Changes 426a03..648c86 change how T, F, and i (with 2 values) types work so that all three render as buttons, and clicking them changes to their other value.

Is using a button for a two-valued toggle control okay?

There's still a problem with T and F type controls: the osc.js library I'm using does not respect values send as args for T and F; it always assumes they are true and false. I'll have to fork the library and modify it to get around this limitation.

mrRay commented 6 years ago

"There's still a problem with T and F type controls: the osc.js library I'm using does not respect values send as args for T and F; it always assumes they are true and false. I'll have to fork the library and modify it to get around this limitation."

i think there's a small misunderstanding here- from what i can see in that commit, you do not need to fork the osc lib.
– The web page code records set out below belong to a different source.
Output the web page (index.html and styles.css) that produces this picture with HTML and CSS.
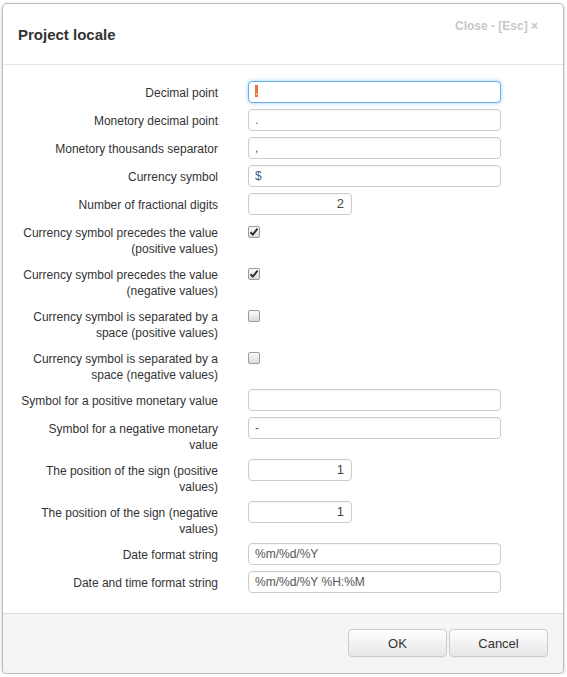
FILE: index.html
```html
<!DOCTYPE html>
<html>
<head>
<meta charset="utf-8">
<link rel="stylesheet" href="styles.css">
</head>
<body>
<div class="dialog">
  <div class="header">
    <div class="title">Project locale</div>
    <div class="close">Close - [Esc] ×</div>
  </div>
  <div class="body">
    <div class="form">
      <div class="label">Decimal point</div>
      <div class="field"><div class="input focus"><span class="sel">.</span></div></div>

      <div class="label">Monetory decimal point</div>
      <div class="field"><div class="input sym">.</div></div>

      <div class="label">Monetory thousands separator</div>
      <div class="field"><div class="input sym">,</div></div>

      <div class="label">Currency symbol</div>
      <div class="field"><div class="input sym">$</div></div>

      <div class="label">Number of fractional digits</div>
      <div class="field"><div class="input short num">2</div></div>

      <div class="label">Currency symbol precedes the value (positive values)</div>
      <div class="field"><span class="cb checked"><svg viewBox="0 0 12 12" width="12" height="12"><path d="M2.5 6.2 L4.8 8.6 L9.6 2.6" fill="none" stroke="#333" stroke-width="2"/></svg></span></div>

      <div class="label">Currency symbol precedes the value (negative values)</div>
      <div class="field"><span class="cb checked"><svg viewBox="0 0 12 12" width="12" height="12"><path d="M2.5 6.2 L4.8 8.6 L9.6 2.6" fill="none" stroke="#333" stroke-width="2"/></svg></span></div>

      <div class="label">Currency symbol is separated by a space (positive values)</div>
      <div class="field"><span class="cb"></span></div>

      <div class="label">Currency symbol is separated by a space (negative values)</div>
      <div class="field"><span class="cb"></span></div>

      <div class="label">Symbol for a positive monetary value</div>
      <div class="field"><div class="input"></div></div>

      <div class="label">Symbol for a negative monetary value</div>
      <div class="field"><div class="input">-</div></div>

      <div class="label">The position of the sign (positive values)</div>
      <div class="field"><div class="input short num">1</div></div>

      <div class="label">The position of the sign (negative values)</div>
      <div class="field"><div class="input short num">1</div></div>

      <div class="label">Date format string</div>
      <div class="field"><div class="input">%m/%d/%Y</div></div>

      <div class="label">Date and time format string</div>
      <div class="field"><div class="input">%m/%d/%Y %H:%M</div></div>
    </div>
  </div>
  <div class="footer">
    <button class="btn">OK</button>
    <button class="btn">Cancel</button>
  </div>
</div>
</body>
</html>
```

FILE: styles.css
```css
html, body {
  margin: 0;
  padding: 0;
  background: #fff;
}
body {
  font-family: "Liberation Sans", Arial, sans-serif;
  font-size: 12px;
  color: #333;
}
.dialog {
  width: 560px;
  margin: 3px 0 0 2px;
  border: 1px solid #bdbdbd;
  border-radius: 5px;
  box-shadow: 0 1px 3px rgba(0,0,0,0.25);
  overflow: hidden;
  background: #fff;
}
.header {
  height: 60px;
  border-bottom: 1px solid #e5e5e5;
  display: flex;
  justify-content: space-between;
  align-items: flex-start;
  padding: 0 25px 0 15px;
}
.title {
  margin-top: 22px;
  font-size: 15px;
  line-height: 18px;
  font-weight: bold;
  color: #333;
}
.close {
  margin-top: 15px;
  font-size: 12px;
  line-height: 14px;
  font-weight: bold;
  color: #c8c8c8;
}
.body {
  padding: 16px 0 20px 0;
}
.form {
  display: grid;
  grid-template-columns: 215px 253px;
  column-gap: 30px;
  row-gap: 6px;
}
.label {
  text-align: right;
  padding: 4px 0 0 17px;
  line-height: 16px;
  min-height: 18px;
}
.field {
  display: flex;
  align-items: flex-start;
}
.input {
  box-sizing: border-box;
  width: 253px;
  height: 22px;
  border: 1px solid #ccc;
  border-radius: 4px;
  padding: 0 6px;
  line-height: 20px;
  font-size: 12px;
  color: #555;
  background: #fff;
  box-shadow: inset 0 1px 1px rgba(0,0,0,0.04);
  white-space: pre;
}
.input.sym {
  color: #3d5f86;
}
.input.focus {
  border-color: #66afe9;
  box-shadow: 0 0 4px rgba(102,175,233,0.6);
}
.sel {
  background: #e8743b;
  color: #fff;
  display: inline-block;
  line-height: 12px;
  width: 3px;
  height: 12px;
  vertical-align: -1px;
  overflow: hidden;
}
.input.short {
  width: 104px;
}
.input.num {
  text-align: right;
  padding-right: 7px;
  font-size: 13px;
  color: #444;
}
.cb {
  box-sizing: border-box;
  display: block;
  width: 12px;
  height: 12px;
  margin-top: 5px;
  border: 1px solid #9a9a9a;
  border-radius: 2px;
  background: linear-gradient(#fbfbfb, #dcdcdc);
  position: relative;
}
.cb svg {
  position: absolute;
  left: -1px;
  top: -1px;
}
.footer {
  border-top: 1px solid #ddd;
  background: #f5f5f5;
  padding: 15px 15px 16px 0;
  display: flex;
  justify-content: flex-end;
  gap: 2px;
}
.btn {
  box-sizing: border-box;
  height: 28px;
  width: 99px;
  border: 1px solid #ccc;
  border-radius: 4px;
  background: linear-gradient(#ffffff, #e6e6e6);
  font-family: "Liberation Sans", Arial, sans-serif;
  font-size: 13px;
  color: #333;
  padding: 0;
  box-shadow: 0 1px 1px rgba(0,0,0,0.05);
}
```
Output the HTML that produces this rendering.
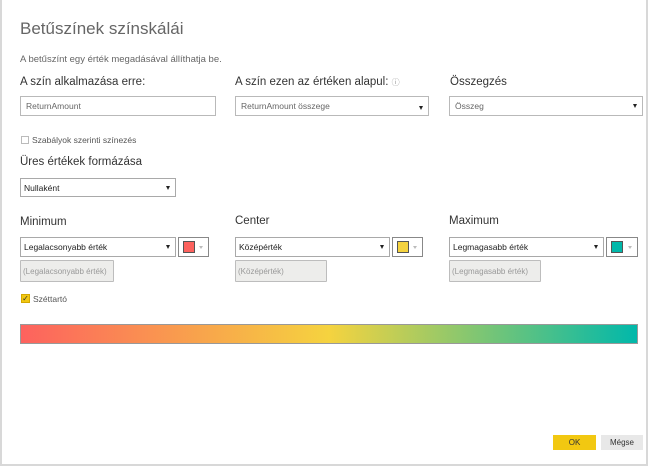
<!DOCTYPE html>
<html><head><meta charset="utf-8"><style>
*{margin:0;padding:0;box-sizing:border-box}
body{width:650px;height:468px;background:#fff;font-family:"Liberation Sans",sans-serif;position:relative;overflow:hidden;color:#333}
.frame{position:absolute;left:0;top:0;width:648px;height:466px;border-left:2px solid #d8d8d8;border-right:2px solid #d8d8d8;border-bottom:2px solid #d8d8d8}
.a{position:absolute;white-space:nowrap}
.lbl{font-size:11.5px;color:#333}
.box{position:absolute;border:1px solid #b9b9b9;background:#fff;font-size:8.5px;color:#666;padding-left:5px;display:flex;align-items:center;white-space:nowrap}
.sel{position:absolute;border:1px solid #a9a9a9;background:#fff;font-size:8.5px;color:#222;padding-left:3px;display:flex;align-items:center;white-space:nowrap}
.arr{position:absolute;right:5px;top:7px;width:0;height:0;border-left:2.5px solid transparent;border-right:2.5px solid transparent;border-top:4px solid #222}
.col{position:absolute;border:1px solid #888;background:#fff}
.col i{position:absolute;left:4px;top:3px;width:12px;height:12px;border:1px solid #555}
.col b{position:absolute;right:5px;top:8px;border-left:2px solid transparent;border-right:2px solid transparent;border-top:3px solid #bbb}
.dis{position:absolute;border:1px solid #bdbdbd;background:#ededeb;font-size:8px;color:#999;padding-left:2px;display:flex;align-items:center;border-radius:1px;white-space:nowrap;overflow:hidden}
</style></head><body>
<div class="frame"></div>
<div class="a" style="left:20px;top:19px;font-size:17px;color:#666">Betűszínek színskálái</div>
<div class="a" style="left:20px;top:54px;font-size:9.5px;color:#666">A betűszínt egy érték megadásával állíthatja be.</div>
<div class="a lbl" style="left:20px;top:76px">A szín alkalmazása erre:</div>
<div class="a lbl" style="left:235px;top:76px">A szín ezen az értéken alapul: <span style="font-size:8px;color:#999">ⓘ</span></div>
<div class="a lbl" style="left:450px;top:76px">Összegzés</div>
<div class="box" style="left:20px;top:96px;width:196px;height:20px">ReturnAmount</div>
<div class="box" style="left:235px;top:96px;width:194px;height:20px">ReturnAmount összege<span class="arr" style="top:9px"></span></div>
<div class="box" style="left:449px;top:96px;width:194px;height:20px">Összeg<span class="arr"></span></div>
<div class="a" style="left:21px;top:136px;width:8px;height:8px;border:1px solid #bbb"></div>
<div class="a" style="left:32px;top:135px;font-size:8.5px;color:#555">Szabályok szerinti színezés</div>
<div class="a lbl" style="left:20px;top:156px">Üres értékek formázása</div>
<div class="sel" style="left:20px;top:178px;width:156px;height:19px">Nullaként<span class="arr"></span></div>
<div class="a lbl" style="left:20px;top:216px">Minimum</div>
<div class="a lbl" style="left:235px;top:215px">Center</div>
<div class="a lbl" style="left:449px;top:215px">Maximum</div>
<div class="sel" style="left:20px;top:237px;width:156px;height:20px">Legalacsonyabb érték<span class="arr"></span></div>
<div class="col" style="left:178px;top:237px;width:31px;height:20px"><i style="background:#fd625e"></i><b></b></div>
<div class="sel" style="left:235px;top:237px;width:155px;height:20px">Középérték<span class="arr"></span></div>
<div class="col" style="left:392px;top:237px;width:31px;height:20px"><i style="background:#f5d33f"></i><b></b></div>
<div class="sel" style="left:449px;top:237px;width:155px;height:20px">Legmagasabb érték<span class="arr"></span></div>
<div class="col" style="left:606px;top:237px;width:32px;height:20px"><i style="background:#01b8aa"></i><b></b></div>
<div class="dis" style="left:20px;top:260px;width:94px;height:22px">(Legalacsonyabb érték)</div>
<div class="dis" style="left:235px;top:260px;width:92px;height:22px">(Középérték)</div>
<div class="dis" style="left:449px;top:260px;width:92px;height:22px">(Legmagasabb érték)</div>
<div class="a" style="left:21px;top:294px;width:9px;height:9px;background:#f2c811;border:1px solid #d4a800;font-size:8px;line-height:7px;color:#333;text-align:center">✓</div>
<div class="a" style="left:33px;top:294px;font-size:8.5px;color:#555">Széttartó</div>
<div class="a" style="left:20px;top:324px;width:618px;height:20px;border:1px solid #999;background:linear-gradient(to right,#fd625e,#f5d33f 50%,#01b8aa)"></div>
<div class="a" style="left:553px;top:435px;width:43px;height:15px;background:#f2c811;font-size:8px;color:#333;text-align:center;line-height:15px">OK</div>
<div class="a" style="left:601px;top:435px;width:42px;height:15px;background:#e8e8e8;font-size:8px;color:#333;text-align:center;line-height:15px">Mégse</div>
</body></html>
"T" and "F" are valueless data types. they aren't two different values for the same data type (it's not a 'bool'- instead T and F are technically different data types). there are historic reasons for this, but the fallout is that unlike most other data types (like "i" and "f" etc etc etc), "T"/"F" do not have an associated data payload in an OSC message- they don't have a value. instead, the value is meant to be inferred from the data type. to that extent, what you're describing sounds totally fine!

right now, in commit 648c86cf6692213a56415cb822572d0b37e14b73, every time i click on, for example, "/test/my_false", it sends an OSC message with the type tag string "F". it just needs to alternate between sending a message with the type tag string "T" when the control is on and "F" when the control is off, and i think this issue will be closed?

dustmop commented 6 years ago

Ah, I see, I did misunderstand. I also think I was mixed up, confusing the values in OSCQuery json with OSC messages. That's a much easier change then, thanks for clearing it up!

dustmop commented 6 years ago

Fixed by 4812173a, and thanks to 3447df3 now a class "enabled" is added to the button when enabled.

dustmop commented 6 years ago

One final part I'm missing: if the value of the button is the non-default value when the app loads, it should add the "enabled" class. Currently that is not happening. Just leaving myself a note for later.

dustmop commented 6 years ago

Added the "enabled" class at built-time in c5a553b.